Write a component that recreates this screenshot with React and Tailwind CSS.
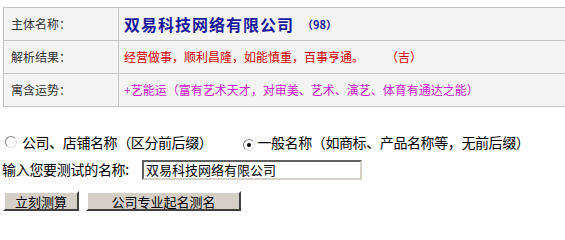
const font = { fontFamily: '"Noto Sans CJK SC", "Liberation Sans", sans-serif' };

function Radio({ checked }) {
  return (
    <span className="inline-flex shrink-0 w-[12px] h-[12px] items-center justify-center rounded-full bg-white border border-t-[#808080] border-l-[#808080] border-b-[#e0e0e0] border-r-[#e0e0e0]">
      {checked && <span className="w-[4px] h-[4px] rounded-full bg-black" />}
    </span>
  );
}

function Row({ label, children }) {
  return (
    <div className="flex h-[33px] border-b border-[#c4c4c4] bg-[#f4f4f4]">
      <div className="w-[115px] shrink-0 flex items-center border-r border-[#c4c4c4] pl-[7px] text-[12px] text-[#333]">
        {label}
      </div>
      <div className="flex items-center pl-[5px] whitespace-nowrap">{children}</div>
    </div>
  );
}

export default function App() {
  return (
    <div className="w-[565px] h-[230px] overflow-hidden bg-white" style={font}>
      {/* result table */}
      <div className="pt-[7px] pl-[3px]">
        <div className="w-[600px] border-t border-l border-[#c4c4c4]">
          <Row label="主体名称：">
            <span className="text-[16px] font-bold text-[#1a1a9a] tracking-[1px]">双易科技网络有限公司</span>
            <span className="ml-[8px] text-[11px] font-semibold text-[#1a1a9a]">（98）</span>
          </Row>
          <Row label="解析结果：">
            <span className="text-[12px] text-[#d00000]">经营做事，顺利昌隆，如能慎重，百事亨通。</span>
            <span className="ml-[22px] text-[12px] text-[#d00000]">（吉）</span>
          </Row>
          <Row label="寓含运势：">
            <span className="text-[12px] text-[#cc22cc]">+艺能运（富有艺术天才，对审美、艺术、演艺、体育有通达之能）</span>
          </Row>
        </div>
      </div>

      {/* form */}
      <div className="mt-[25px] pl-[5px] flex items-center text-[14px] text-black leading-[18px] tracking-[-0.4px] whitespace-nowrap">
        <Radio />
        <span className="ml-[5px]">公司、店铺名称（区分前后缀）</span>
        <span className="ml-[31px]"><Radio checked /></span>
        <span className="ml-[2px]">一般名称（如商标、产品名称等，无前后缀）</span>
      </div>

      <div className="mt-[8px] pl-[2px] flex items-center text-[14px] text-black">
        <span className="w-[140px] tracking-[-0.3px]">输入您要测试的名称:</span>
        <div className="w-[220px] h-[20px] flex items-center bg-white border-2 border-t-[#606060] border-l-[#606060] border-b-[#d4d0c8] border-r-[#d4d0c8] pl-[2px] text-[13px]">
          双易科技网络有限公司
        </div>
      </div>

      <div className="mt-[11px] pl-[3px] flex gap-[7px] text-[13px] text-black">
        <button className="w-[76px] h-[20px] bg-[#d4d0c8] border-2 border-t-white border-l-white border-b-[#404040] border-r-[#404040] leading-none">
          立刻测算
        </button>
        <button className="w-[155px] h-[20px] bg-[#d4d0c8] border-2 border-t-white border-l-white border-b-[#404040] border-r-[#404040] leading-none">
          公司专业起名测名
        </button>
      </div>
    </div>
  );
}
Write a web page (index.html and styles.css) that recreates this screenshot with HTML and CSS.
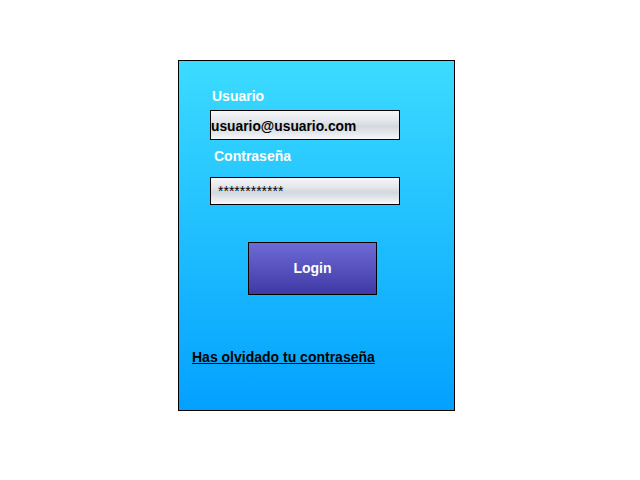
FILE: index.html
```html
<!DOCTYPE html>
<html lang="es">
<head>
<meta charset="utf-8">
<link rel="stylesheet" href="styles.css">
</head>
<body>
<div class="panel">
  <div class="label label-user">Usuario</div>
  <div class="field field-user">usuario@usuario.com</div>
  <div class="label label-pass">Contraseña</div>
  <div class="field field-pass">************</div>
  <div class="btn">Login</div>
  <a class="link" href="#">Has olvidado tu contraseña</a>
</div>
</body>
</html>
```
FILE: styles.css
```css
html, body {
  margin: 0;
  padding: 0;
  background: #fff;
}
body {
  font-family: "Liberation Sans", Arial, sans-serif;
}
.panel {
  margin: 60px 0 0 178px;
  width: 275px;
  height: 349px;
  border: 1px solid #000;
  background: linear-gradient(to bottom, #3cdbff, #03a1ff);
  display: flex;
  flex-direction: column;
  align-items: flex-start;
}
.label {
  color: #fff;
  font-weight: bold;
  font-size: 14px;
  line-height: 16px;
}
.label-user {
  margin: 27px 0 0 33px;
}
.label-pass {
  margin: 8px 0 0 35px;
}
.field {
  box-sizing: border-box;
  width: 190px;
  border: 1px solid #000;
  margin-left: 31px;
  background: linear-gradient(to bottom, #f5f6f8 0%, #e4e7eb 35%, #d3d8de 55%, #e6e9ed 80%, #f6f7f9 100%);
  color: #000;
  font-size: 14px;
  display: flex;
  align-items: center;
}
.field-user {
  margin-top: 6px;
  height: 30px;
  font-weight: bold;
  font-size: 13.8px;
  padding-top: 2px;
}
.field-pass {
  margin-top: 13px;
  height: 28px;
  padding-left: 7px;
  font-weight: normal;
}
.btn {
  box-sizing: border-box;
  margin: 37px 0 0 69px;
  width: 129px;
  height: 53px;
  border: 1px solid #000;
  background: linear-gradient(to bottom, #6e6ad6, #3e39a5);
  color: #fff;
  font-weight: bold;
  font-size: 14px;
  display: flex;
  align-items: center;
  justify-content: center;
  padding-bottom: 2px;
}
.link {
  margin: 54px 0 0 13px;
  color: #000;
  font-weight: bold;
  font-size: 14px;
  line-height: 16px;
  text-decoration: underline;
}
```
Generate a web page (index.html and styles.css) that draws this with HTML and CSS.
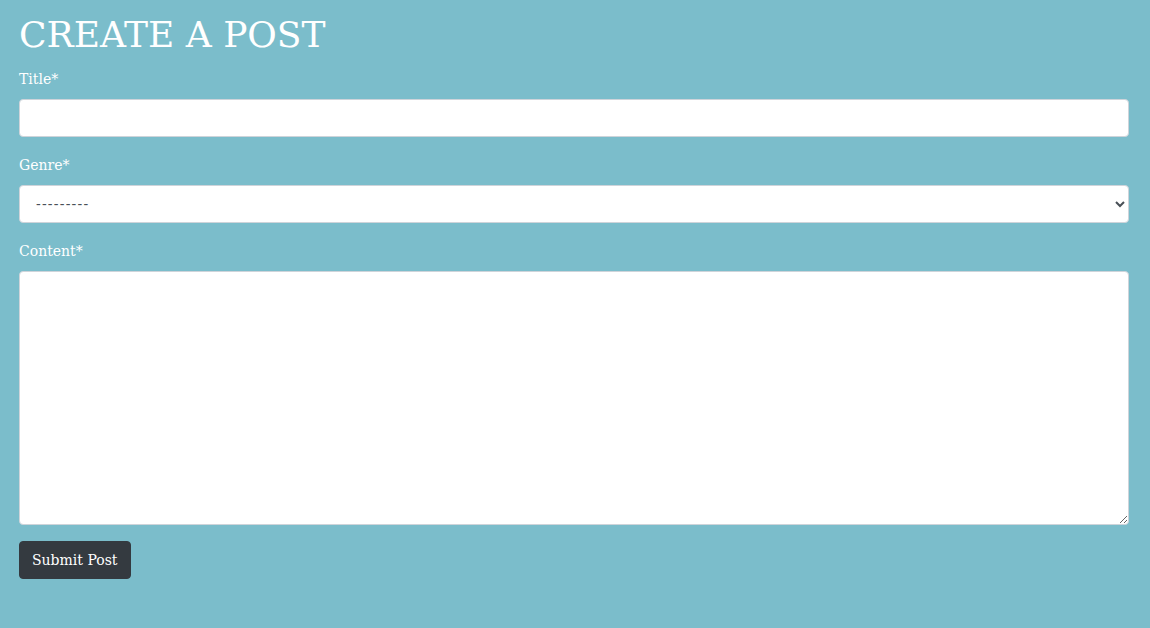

## Given request:
Retype the data above exactly; pictures are not part of the copy.

## The solution:
Write a component that recreates this screenshot with React and Tailwind CSS.
const font = { fontFamily: '"Noto Sans CJK SC", "Liberation Sans", sans-serif' };

function Radio({ checked }) {
  return (
    <span className="inline-flex shrink-0 w-[12px] h-[12px] items-center justify-center rounded-full bg-white border border-t-[#808080] border-l-[#808080] border-b-[#e0e0e0] border-r-[#e0e0e0]">
      {checked && <span className="w-[4px] h-[4px] rounded-full bg-black" />}
    </span>
  );
}

function Row({ label, children }) {
  return (
    <div className="flex h-[33px] border-b border-[#c4c4c4] bg-[#f4f4f4]">
      <div className="w-[115px] shrink-0 flex items-center border-r border-[#c4c4c4] pl-[7px] text-[12px] text-[#333]">
        {label}
      </div>
      <div className="flex items-center pl-[5px] whitespace-nowrap">{children}</div>
    </div>
  );
}

export default function App() {
  return (
    <div className="w-[565px] h-[230px] overflow-hidden bg-white" style={font}>
      {/* result table */}
      <div className="pt-[7px] pl-[3px]">
        <div className="w-[600px] border-t border-l border-[#c4c4c4]">
          <Row label="主体名称：">
            <span className="text-[16px] font-bold text-[#1a1a9a] tracking-[1px]">双易科技网络有限公司</span>
            <span className="ml-[8px] text-[11px] font-semibold text-[#1a1a9a]">（98）</span>
          </Row>
          <Row label="解析结果：">
            <span className="text-[12px] text-[#d00000]">经营做事，顺利昌隆，如能慎重，百事亨通。</span>
            <span className="ml-[22px] text-[12px] text-[#d00000]">（吉）</span>
          </Row>
          <Row label="寓含运势：">
            <span className="text-[12px] text-[#cc22cc]">+艺能运（富有艺术天才，对审美、艺术、演艺、体育有通达之能）</span>
          </Row>
        </div>
      </div>

      {/* form */}
      <div className="mt-[25px] pl-[5px] flex items-center text-[14px] text-black leading-[18px] tracking-[-0.4px] whitespace-nowrap">
        <Radio />
        <span className="ml-[5px]">公司、店铺名称（区分前后缀）</span>
        <span className="ml-[31px]"><Radio checked /></span>
        <span className="ml-[2px]">一般名称（如商标、产品名称等，无前后缀）</span>
      </div>

      <div className="mt-[8px] pl-[2px] flex items-center text-[14px] text-black">
        <span className="w-[140px] tracking-[-0.3px]">输入您要测试的名称:</span>
        <div className="w-[220px] h-[20px] flex items-center bg-white border-2 border-t-[#606060] border-l-[#606060] border-b-[#d4d0c8] border-r-[#d4d0c8] pl-[2px] text-[13px]">
          双易科技网络有限公司
        </div>
      </div>

      <div className="mt-[11px] pl-[3px] flex gap-[7px] text-[13px] text-black">
        <button className="w-[76px] h-[20px] bg-[#d4d0c8] border-2 border-t-white border-l-white border-b-[#404040] border-r-[#404040] leading-none">
          立刻测算
        </button>
        <button className="w-[155px] h-[20px] bg-[#d4d0c8] border-2 border-t-white border-l-white border-b-[#404040] border-r-[#404040] leading-none">
          公司专业起名测名
        </button>
      </div>
    </div>
  );
}
Write a web page (index.html and styles.css) that recreates this screenshot with HTML and CSS.
FILE: index.html
```html
<!DOCTYPE html>
<html lang="es">
<head>
<meta charset="utf-8">
<link rel="stylesheet" href="styles.css">
</head>
<body>
<div class="panel">
  <div class="label label-user">Usuario</div>
  <div class="field field-user">usuario@usuario.com</div>
  <div class="label label-pass">Contraseña</div>
  <div class="field field-pass">************</div>
  <div class="btn">Login</div>
  <a class="link" href="#">Has olvidado tu contraseña</a>
</div>
</body>
</html>
```
FILE: styles.css
```css
html, body {
  margin: 0;
  padding: 0;
  background: #fff;
}
body {
  font-family: "Liberation Sans", Arial, sans-serif;
}
.panel {
  margin: 60px 0 0 178px;
  width: 275px;
  height: 349px;
  border: 1px solid #000;
  background: linear-gradient(to bottom, #3cdbff, #03a1ff);
  display: flex;
  flex-direction: column;
  align-items: flex-start;
}
.label {
  color: #fff;
  font-weight: bold;
  font-size: 14px;
  line-height: 16px;
}
.label-user {
  margin: 27px 0 0 33px;
}
.label-pass {
  margin: 8px 0 0 35px;
}
.field {
  box-sizing: border-box;
  width: 190px;
  border: 1px solid #000;
  margin-left: 31px;
  background: linear-gradient(to bottom, #f5f6f8 0%, #e4e7eb 35%, #d3d8de 55%, #e6e9ed 80%, #f6f7f9 100%);
  color: #000;
  font-size: 14px;
  display: flex;
  align-items: center;
}
.field-user {
  margin-top: 6px;
  height: 30px;
  font-weight: bold;
  font-size: 13.8px;
  padding-top: 2px;
}
.field-pass {
  margin-top: 13px;
  height: 28px;
  padding-left: 7px;
  font-weight: normal;
}
.btn {
  box-sizing: border-box;
  margin: 37px 0 0 69px;
  width: 129px;
  height: 53px;
  border: 1px solid #000;
  background: linear-gradient(to bottom, #6e6ad6, #3e39a5);
  color: #fff;
  font-weight: bold;
  font-size: 14px;
  display: flex;
  align-items: center;
  justify-content: center;
  padding-bottom: 2px;
}
.link {
  margin: 54px 0 0 13px;
  color: #000;
  font-weight: bold;
  font-size: 14px;
  line-height: 16px;
  text-decoration: underline;
}
```
Generate a web page (index.html and styles.css) that draws this with HTML and CSS.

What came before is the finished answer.